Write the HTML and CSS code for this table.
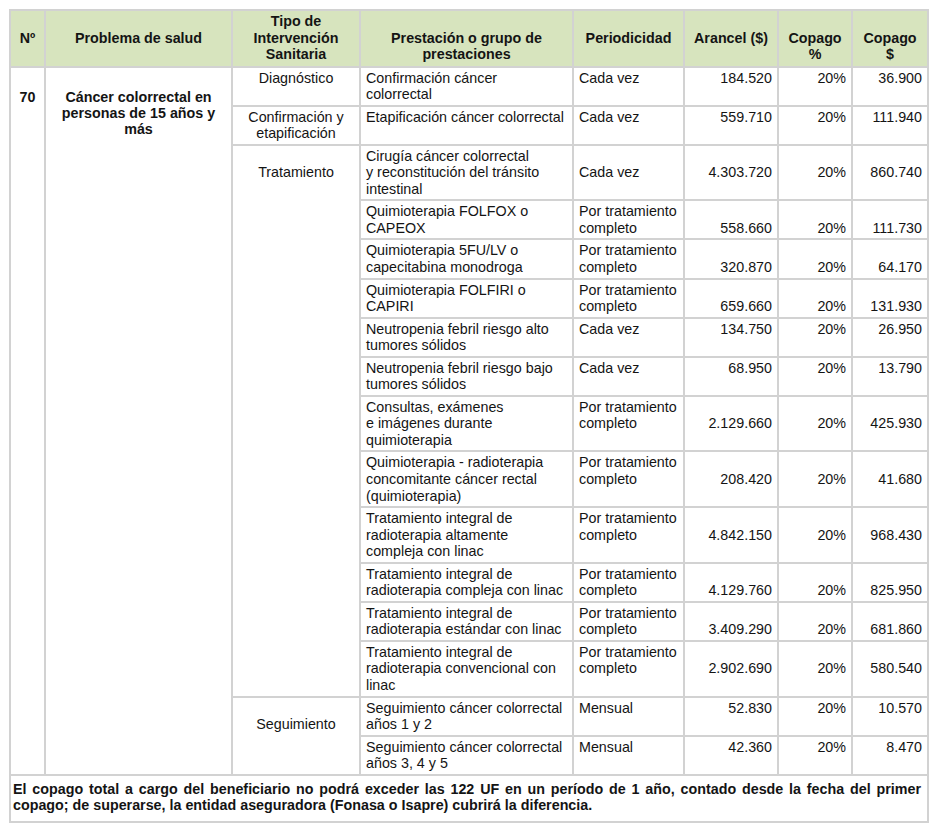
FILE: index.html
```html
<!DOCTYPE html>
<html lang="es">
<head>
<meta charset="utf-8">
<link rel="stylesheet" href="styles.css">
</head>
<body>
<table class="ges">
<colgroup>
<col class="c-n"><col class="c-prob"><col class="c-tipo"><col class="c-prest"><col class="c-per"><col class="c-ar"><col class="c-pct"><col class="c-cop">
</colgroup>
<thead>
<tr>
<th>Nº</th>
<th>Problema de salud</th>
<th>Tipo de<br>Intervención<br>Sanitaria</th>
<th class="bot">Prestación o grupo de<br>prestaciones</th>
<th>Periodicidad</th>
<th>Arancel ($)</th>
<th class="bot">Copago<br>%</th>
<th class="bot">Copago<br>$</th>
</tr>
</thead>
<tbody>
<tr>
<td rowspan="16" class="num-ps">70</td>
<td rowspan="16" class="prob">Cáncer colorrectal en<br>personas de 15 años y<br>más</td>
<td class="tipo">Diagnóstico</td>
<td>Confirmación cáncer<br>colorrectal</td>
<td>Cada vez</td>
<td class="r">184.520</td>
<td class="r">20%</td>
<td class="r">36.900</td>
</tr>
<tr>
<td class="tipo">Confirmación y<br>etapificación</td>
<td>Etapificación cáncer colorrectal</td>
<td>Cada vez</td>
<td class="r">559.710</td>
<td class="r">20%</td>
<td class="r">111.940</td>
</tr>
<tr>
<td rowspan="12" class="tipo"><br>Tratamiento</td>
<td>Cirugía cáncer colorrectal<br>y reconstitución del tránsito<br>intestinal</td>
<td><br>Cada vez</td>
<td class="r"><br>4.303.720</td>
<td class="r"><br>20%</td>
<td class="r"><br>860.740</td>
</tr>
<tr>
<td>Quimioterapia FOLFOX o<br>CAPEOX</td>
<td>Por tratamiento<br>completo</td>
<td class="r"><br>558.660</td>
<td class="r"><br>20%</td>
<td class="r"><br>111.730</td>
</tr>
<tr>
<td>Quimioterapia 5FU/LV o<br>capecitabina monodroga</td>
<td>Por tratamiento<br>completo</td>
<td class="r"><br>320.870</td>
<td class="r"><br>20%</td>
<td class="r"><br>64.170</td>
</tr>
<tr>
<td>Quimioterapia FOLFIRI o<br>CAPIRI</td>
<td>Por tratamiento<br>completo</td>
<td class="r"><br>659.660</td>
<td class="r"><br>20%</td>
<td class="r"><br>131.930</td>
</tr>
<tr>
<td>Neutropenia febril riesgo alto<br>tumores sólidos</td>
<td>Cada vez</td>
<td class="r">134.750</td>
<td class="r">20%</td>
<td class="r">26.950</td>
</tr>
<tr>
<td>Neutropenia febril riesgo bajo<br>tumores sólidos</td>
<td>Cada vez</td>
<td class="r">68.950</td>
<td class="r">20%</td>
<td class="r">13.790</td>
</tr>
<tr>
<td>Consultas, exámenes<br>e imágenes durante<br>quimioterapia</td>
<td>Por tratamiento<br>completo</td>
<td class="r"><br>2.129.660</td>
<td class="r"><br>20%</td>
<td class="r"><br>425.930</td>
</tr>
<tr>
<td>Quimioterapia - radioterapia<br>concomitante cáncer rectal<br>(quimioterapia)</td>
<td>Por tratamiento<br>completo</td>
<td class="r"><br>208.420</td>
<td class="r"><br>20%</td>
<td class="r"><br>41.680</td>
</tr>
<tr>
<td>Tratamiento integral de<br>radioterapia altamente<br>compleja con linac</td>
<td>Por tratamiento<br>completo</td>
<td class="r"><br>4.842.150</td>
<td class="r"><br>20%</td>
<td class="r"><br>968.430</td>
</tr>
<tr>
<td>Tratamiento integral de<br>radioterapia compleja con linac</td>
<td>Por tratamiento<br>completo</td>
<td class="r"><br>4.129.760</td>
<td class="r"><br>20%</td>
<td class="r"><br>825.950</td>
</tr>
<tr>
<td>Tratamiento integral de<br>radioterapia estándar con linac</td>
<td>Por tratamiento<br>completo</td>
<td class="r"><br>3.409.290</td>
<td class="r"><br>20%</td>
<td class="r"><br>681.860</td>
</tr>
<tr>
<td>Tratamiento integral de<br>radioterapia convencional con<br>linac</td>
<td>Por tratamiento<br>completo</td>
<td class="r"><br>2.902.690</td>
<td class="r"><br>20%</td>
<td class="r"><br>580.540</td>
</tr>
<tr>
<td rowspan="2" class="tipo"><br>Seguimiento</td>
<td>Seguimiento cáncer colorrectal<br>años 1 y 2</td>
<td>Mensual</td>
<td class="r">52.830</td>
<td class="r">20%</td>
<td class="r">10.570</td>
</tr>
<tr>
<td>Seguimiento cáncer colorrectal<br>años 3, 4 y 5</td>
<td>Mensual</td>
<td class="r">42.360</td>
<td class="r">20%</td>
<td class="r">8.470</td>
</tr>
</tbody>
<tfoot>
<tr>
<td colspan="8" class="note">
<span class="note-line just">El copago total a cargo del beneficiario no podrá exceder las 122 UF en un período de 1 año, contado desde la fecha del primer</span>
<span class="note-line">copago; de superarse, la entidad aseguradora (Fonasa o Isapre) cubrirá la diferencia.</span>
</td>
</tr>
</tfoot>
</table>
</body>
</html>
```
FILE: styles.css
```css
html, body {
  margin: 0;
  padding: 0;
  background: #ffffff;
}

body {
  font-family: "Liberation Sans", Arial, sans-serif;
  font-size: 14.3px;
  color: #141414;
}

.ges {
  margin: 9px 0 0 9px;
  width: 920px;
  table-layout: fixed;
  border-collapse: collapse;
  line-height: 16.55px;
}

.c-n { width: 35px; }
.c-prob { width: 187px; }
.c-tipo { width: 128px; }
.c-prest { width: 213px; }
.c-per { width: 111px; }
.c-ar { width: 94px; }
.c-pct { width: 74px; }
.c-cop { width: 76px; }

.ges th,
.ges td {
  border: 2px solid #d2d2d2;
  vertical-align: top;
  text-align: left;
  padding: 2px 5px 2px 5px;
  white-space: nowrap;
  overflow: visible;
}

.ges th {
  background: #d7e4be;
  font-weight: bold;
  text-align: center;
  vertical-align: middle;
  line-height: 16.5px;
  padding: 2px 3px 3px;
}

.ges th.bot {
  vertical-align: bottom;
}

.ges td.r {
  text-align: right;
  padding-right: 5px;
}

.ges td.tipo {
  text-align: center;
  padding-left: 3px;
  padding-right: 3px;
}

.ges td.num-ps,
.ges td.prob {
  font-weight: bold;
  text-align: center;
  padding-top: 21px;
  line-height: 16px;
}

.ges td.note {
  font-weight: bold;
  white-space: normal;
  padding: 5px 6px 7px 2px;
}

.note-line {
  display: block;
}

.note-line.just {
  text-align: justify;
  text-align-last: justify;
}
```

* * * * * * * * *

#### [EXERCISE GOAL]
Among the lines of the data, identify those with the word "table". Copy each of them.

#### [SOLUTION]
Write the HTML and CSS code for this table.
<table class="ges">
</table>
  table-layout: fixed;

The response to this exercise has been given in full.